= What is required =
Go through the data below and copy it exactly, skipping every picture.

════════════════

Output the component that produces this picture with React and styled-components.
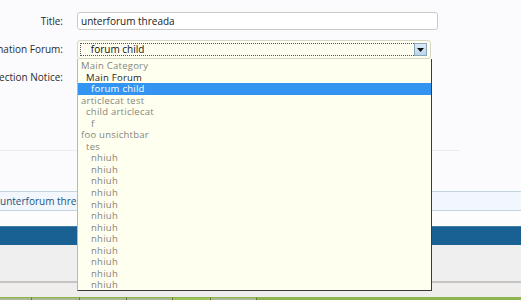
import React from "react";
import styled, { createGlobalStyle } from "styled-components";

const GlobalStyle = createGlobalStyle`
  html, body {
    margin: 0;
    padding: 0;
    background: #fbfbfd;
  }
  body {
    font-family: "Open Sans", "Noto Sans", sans-serif;
    overflow: hidden;
  }
`;

const options = [
  { label: "Main Category", level: 0, tone: "group" },
  { label: "Main Forum", level: 1, tone: "dark" },
  { label: "forum child", level: 2, tone: "dark", selected: true },
  { label: "articlecat test", level: 0, tone: "group" },
  { label: "child articlecat", level: 1, tone: "group" },
  { label: "f", level: 2, tone: "group" },
  { label: "foo unsichtbar", level: 0, tone: "group" },
  { label: "tes", level: 1, tone: "group" },
  ...Array.from({ length: 12 }, () => ({ label: "nhiuh", level: 2, tone: "group" })),
];

const tabs = [32, 48, 47, 46, 38, 46];

const App = () => {
  return (
    <Page>
      <GlobalStyle />
      <FormArea>
        <FormRow>
          <Label>Title:</Label>
          <TextInput>unterforum threada</TextInput>
        </FormRow>
        <FormRow>
          <Label>Destination Forum:</Label>
          <SelectWrap>
            <SelectBox>
              <SelectFocus>&nbsp;&nbsp;&nbsp;forum child</SelectFocus>
              <SelectButton>
                <svg width="7" height="4" viewBox="0 0 7 4">
                  <path d="M0 0 L7 0 L3.5 4 Z" fill="#111" />
                </svg>
              </SelectButton>
            </SelectBox>
            <DropList>
              {options.map((opt, idx) => (
                <Option key={idx} level={opt.level} tone={opt.tone} selected={opt.selected}>
                  {opt.label}
                </Option>
              ))}
            </DropList>
          </SelectWrap>
        </FormRow>
        <FormRow>
          <Label>Redirection Notice:</Label>
        </FormRow>
      </FormArea>

      <Divider />

      <ThreadRow>
        <ThreadLink>unterforum threada</ThreadLink>
      </ThreadRow>
      <Spacer />
      <BlueBar />
      <GrayBlock />
      <FootStrip />
      <TabStrip>
        {tabs.map((w, idx) => (
          <Tab key={idx} style={{ width: w }} active={idx === 4} />
        ))}
        <TabRest />
      </TabStrip>
    </Page>
  );
};

export default App;

const Page = styled.div`
  width: 521px;
  height: 300px;
  overflow: hidden;
  display: flex;
  flex-direction: column;
`;

//FormArea
const FormArea = styled.div`
  padding-top: 12px;
  height: 138px;
  display: flex;
  flex-direction: column;
  gap: 10px;
`;

const FormRow = styled.div`
  display: flex;
  align-items: flex-start;
  gap: 14px;
  height: 18px;
`;

const Label = styled.div`
  width: 63px;
  flex-shrink: 0;
  display: flex;
  justify-content: flex-end;
  white-space: nowrap;
  font-size: 10px;
  line-height: 18px;
  color: #2b2b2b;
`;

const TextInput = styled.div`
  box-sizing: border-box;
  width: 361px;
  height: 18px;
  border: 1px solid #cacaca;
  border-radius: 3px;
  background: #fff;
  padding-left: 3px;
  font-size: 10px;
  line-height: 16px;
  color: #222;
`;

//SelectBox
const SelectWrap = styled.div`
  position: relative;
  width: 354px;
  height: 18px;
`;

const SelectBox = styled.div`
  box-sizing: border-box;
  width: 354px;
  height: 19px;
  border: 1px solid #d6d6c4;
  border-radius: 3px;
  background: #fefef0;
  padding: 2px;
  display: flex;
  align-items: stretch;
`;

const SelectFocus = styled.div`
  flex: 1;
  border: 1px dotted #555;
  border-right: none;
  font-size: 10px;
  line-height: 11px;
  color: #111;
  padding-left: 2px;
  white-space: pre;
`;

const SelectButton = styled.div`
  box-sizing: border-box;
  width: 13px;
  margin-right: 1px;
  border: 1px solid #8aa4b8;
  background: linear-gradient(#dcebf7, #bcd6ec);
  display: flex;
  align-items: center;
  justify-content: center;
`;

const DropList = styled.div`
  position: absolute;
  left: 0;
  top: 19px;
  box-sizing: border-box;
  width: 355px;
  height: 232px;
  background: #fffff0;
  border-left: 1px solid #b8b8b0;
  border-right: 1px solid #3a3a3a;
  border-bottom: 1px solid #3a3a3a;
  padding-top: 1px;
  z-index: 5;
  overflow: hidden;
`;

const Option = styled.div`
  height: 11.55px;
  font-size: 9.5px;
  letter-spacing: 0.25px;
  line-height: 11.5px;
  padding-left: ${(props) => 3 + props.level * 5}px;
  white-space: nowrap;
  color: ${(props) =>
    props.selected ? "#fff" : props.tone === "dark" ? "#1e1e1e" : "#85857d"};
  background: ${(props) => (props.selected ? "#3494f2" : "transparent")};
`;

//Lower page
const Divider = styled.div`
  width: 460px;
  height: 1px;
  background: #ececf0;
`;

const ThreadRow = styled.div`
  margin-top: 40px;
  height: 18px;
  border-top: 1px solid #c3d6de;
  border-bottom: 1px solid #c3d6de;
  background: #f1f7fc;
  display: flex;
  align-items: center;
`;

const ThreadLink = styled.span`
  font-size: 10px;
  color: #24537f;
  white-space: nowrap;
`;

const Spacer = styled.div`
  height: 15px;
  background: #fdfdfe;
`;

const BlueBar = styled.div`
  height: 18px;
  background: #186192;
  border-top: 1px solid #3f7fae;
`;

const GrayBlock = styled.div`
  height: 36px;
  background: #efefef;
  border-bottom: 2px solid #c4c4c4;
`;

const FootStrip = styled.div`
  height: 14px;
  background: #efeeec;
`;

const TabStrip = styled.div`
  height: 3px;
  display: flex;
  background: #8db44f;
`;

const Tab = styled.div`
  height: 3px;
  box-sizing: border-box;
  border-top: 1px solid #8db44f;
  border-right: 1px solid #5f7a34;
  background: ${(props) => (props.active ? "#9cc45a" : "#aab894")};
`;

const TabRest = styled.div`
  flex: 1;
  background: #8db44f;
`;
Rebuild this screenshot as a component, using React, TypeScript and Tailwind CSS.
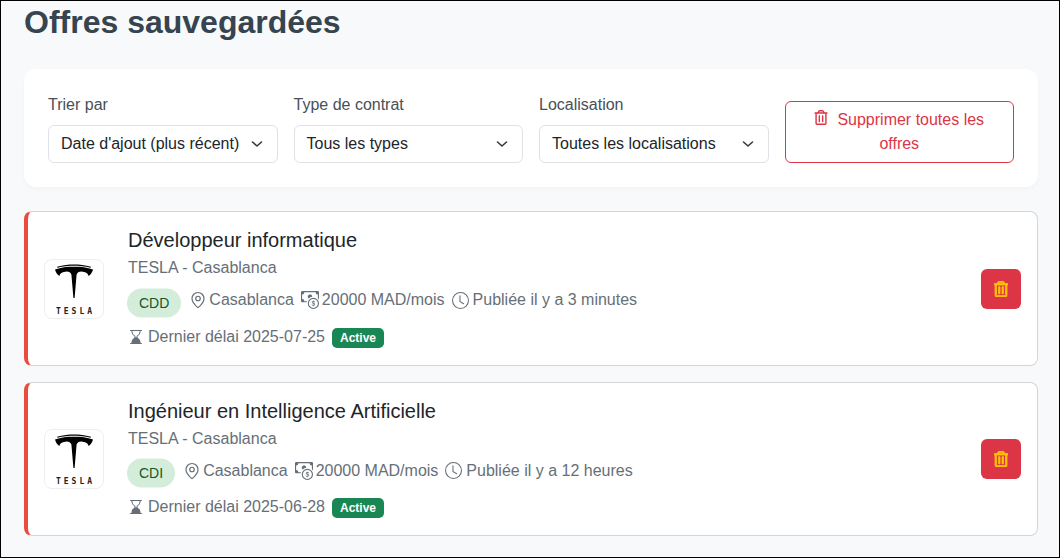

════════════════

= Expected output =
Output the component that produces this picture with React and styled-components.
import React from "react";
import styled, { createGlobalStyle } from "styled-components";

const GlobalStyle = createGlobalStyle`
  html, body {
    margin: 0;
    padding: 0;
    background: #fbfbfd;
  }
  body {
    font-family: "Open Sans", "Noto Sans", sans-serif;
    overflow: hidden;
  }
`;

const options = [
  { label: "Main Category", level: 0, tone: "group" },
  { label: "Main Forum", level: 1, tone: "dark" },
  { label: "forum child", level: 2, tone: "dark", selected: true },
  { label: "articlecat test", level: 0, tone: "group" },
  { label: "child articlecat", level: 1, tone: "group" },
  { label: "f", level: 2, tone: "group" },
  { label: "foo unsichtbar", level: 0, tone: "group" },
  { label: "tes", level: 1, tone: "group" },
  ...Array.from({ length: 12 }, () => ({ label: "nhiuh", level: 2, tone: "group" })),
];

const tabs = [32, 48, 47, 46, 38, 46];

const App = () => {
  return (
    <Page>
      <GlobalStyle />
      <FormArea>
        <FormRow>
          <Label>Title:</Label>
          <TextInput>unterforum threada</TextInput>
        </FormRow>
        <FormRow>
          <Label>Destination Forum:</Label>
          <SelectWrap>
            <SelectBox>
              <SelectFocus>&nbsp;&nbsp;&nbsp;forum child</SelectFocus>
              <SelectButton>
                <svg width="7" height="4" viewBox="0 0 7 4">
                  <path d="M0 0 L7 0 L3.5 4 Z" fill="#111" />
                </svg>
              </SelectButton>
            </SelectBox>
            <DropList>
              {options.map((opt, idx) => (
                <Option key={idx} level={opt.level} tone={opt.tone} selected={opt.selected}>
                  {opt.label}
                </Option>
              ))}
            </DropList>
          </SelectWrap>
        </FormRow>
        <FormRow>
          <Label>Redirection Notice:</Label>
        </FormRow>
      </FormArea>

      <Divider />

      <ThreadRow>
        <ThreadLink>unterforum threada</ThreadLink>
      </ThreadRow>
      <Spacer />
      <BlueBar />
      <GrayBlock />
      <FootStrip />
      <TabStrip>
        {tabs.map((w, idx) => (
          <Tab key={idx} style={{ width: w }} active={idx === 4} />
        ))}
        <TabRest />
      </TabStrip>
    </Page>
  );
};

export default App;

const Page = styled.div`
  width: 521px;
  height: 300px;
  overflow: hidden;
  display: flex;
  flex-direction: column;
`;

//FormArea
const FormArea = styled.div`
  padding-top: 12px;
  height: 138px;
  display: flex;
  flex-direction: column;
  gap: 10px;
`;

const FormRow = styled.div`
  display: flex;
  align-items: flex-start;
  gap: 14px;
  height: 18px;
`;

const Label = styled.div`
  width: 63px;
  flex-shrink: 0;
  display: flex;
  justify-content: flex-end;
  white-space: nowrap;
  font-size: 10px;
  line-height: 18px;
  color: #2b2b2b;
`;

const TextInput = styled.div`
  box-sizing: border-box;
  width: 361px;
  height: 18px;
  border: 1px solid #cacaca;
  border-radius: 3px;
  background: #fff;
  padding-left: 3px;
  font-size: 10px;
  line-height: 16px;
  color: #222;
`;

//SelectBox
const SelectWrap = styled.div`
  position: relative;
  width: 354px;
  height: 18px;
`;

const SelectBox = styled.div`
  box-sizing: border-box;
  width: 354px;
  height: 19px;
  border: 1px solid #d6d6c4;
  border-radius: 3px;
  background: #fefef0;
  padding: 2px;
  display: flex;
  align-items: stretch;
`;

const SelectFocus = styled.div`
  flex: 1;
  border: 1px dotted #555;
  border-right: none;
  font-size: 10px;
  line-height: 11px;
  color: #111;
  padding-left: 2px;
  white-space: pre;
`;

const SelectButton = styled.div`
  box-sizing: border-box;
  width: 13px;
  margin-right: 1px;
  border: 1px solid #8aa4b8;
  background: linear-gradient(#dcebf7, #bcd6ec);
  display: flex;
  align-items: center;
  justify-content: center;
`;

const DropList = styled.div`
  position: absolute;
  left: 0;
  top: 19px;
  box-sizing: border-box;
  width: 355px;
  height: 232px;
  background: #fffff0;
  border-left: 1px solid #b8b8b0;
  border-right: 1px solid #3a3a3a;
  border-bottom: 1px solid #3a3a3a;
  padding-top: 1px;
  z-index: 5;
  overflow: hidden;
`;

const Option = styled.div`
  height: 11.55px;
  font-size: 9.5px;
  letter-spacing: 0.25px;
  line-height: 11.5px;
  padding-left: ${(props) => 3 + props.level * 5}px;
  white-space: nowrap;
  color: ${(props) =>
    props.selected ? "#fff" : props.tone === "dark" ? "#1e1e1e" : "#85857d"};
  background: ${(props) => (props.selected ? "#3494f2" : "transparent")};
`;

//Lower page
const Divider = styled.div`
  width: 460px;
  height: 1px;
  background: #ececf0;
`;

const ThreadRow = styled.div`
  margin-top: 40px;
  height: 18px;
  border-top: 1px solid #c3d6de;
  border-bottom: 1px solid #c3d6de;
  background: #f1f7fc;
  display: flex;
  align-items: center;
`;

const ThreadLink = styled.span`
  font-size: 10px;
  color: #24537f;
  white-space: nowrap;
`;

const Spacer = styled.div`
  height: 15px;
  background: #fdfdfe;
`;

const BlueBar = styled.div`
  height: 18px;
  background: #186192;
  border-top: 1px solid #3f7fae;
`;

const GrayBlock = styled.div`
  height: 36px;
  background: #efefef;
  border-bottom: 2px solid #c4c4c4;
`;

const FootStrip = styled.div`
  height: 14px;
  background: #efeeec;
`;

const TabStrip = styled.div`
  height: 3px;
  display: flex;
  background: #8db44f;
`;

const Tab = styled.div`
  height: 3px;
  box-sizing: border-box;
  border-top: 1px solid #8db44f;
  border-right: 1px solid #5f7a34;
  background: ${(props) => (props.active ? "#9cc45a" : "#aab894")};
`;

const TabRest = styled.div`
  flex: 1;
  background: #8db44f;
`;
Rebuild this screenshot as a component, using React, TypeScript and Tailwind CSS.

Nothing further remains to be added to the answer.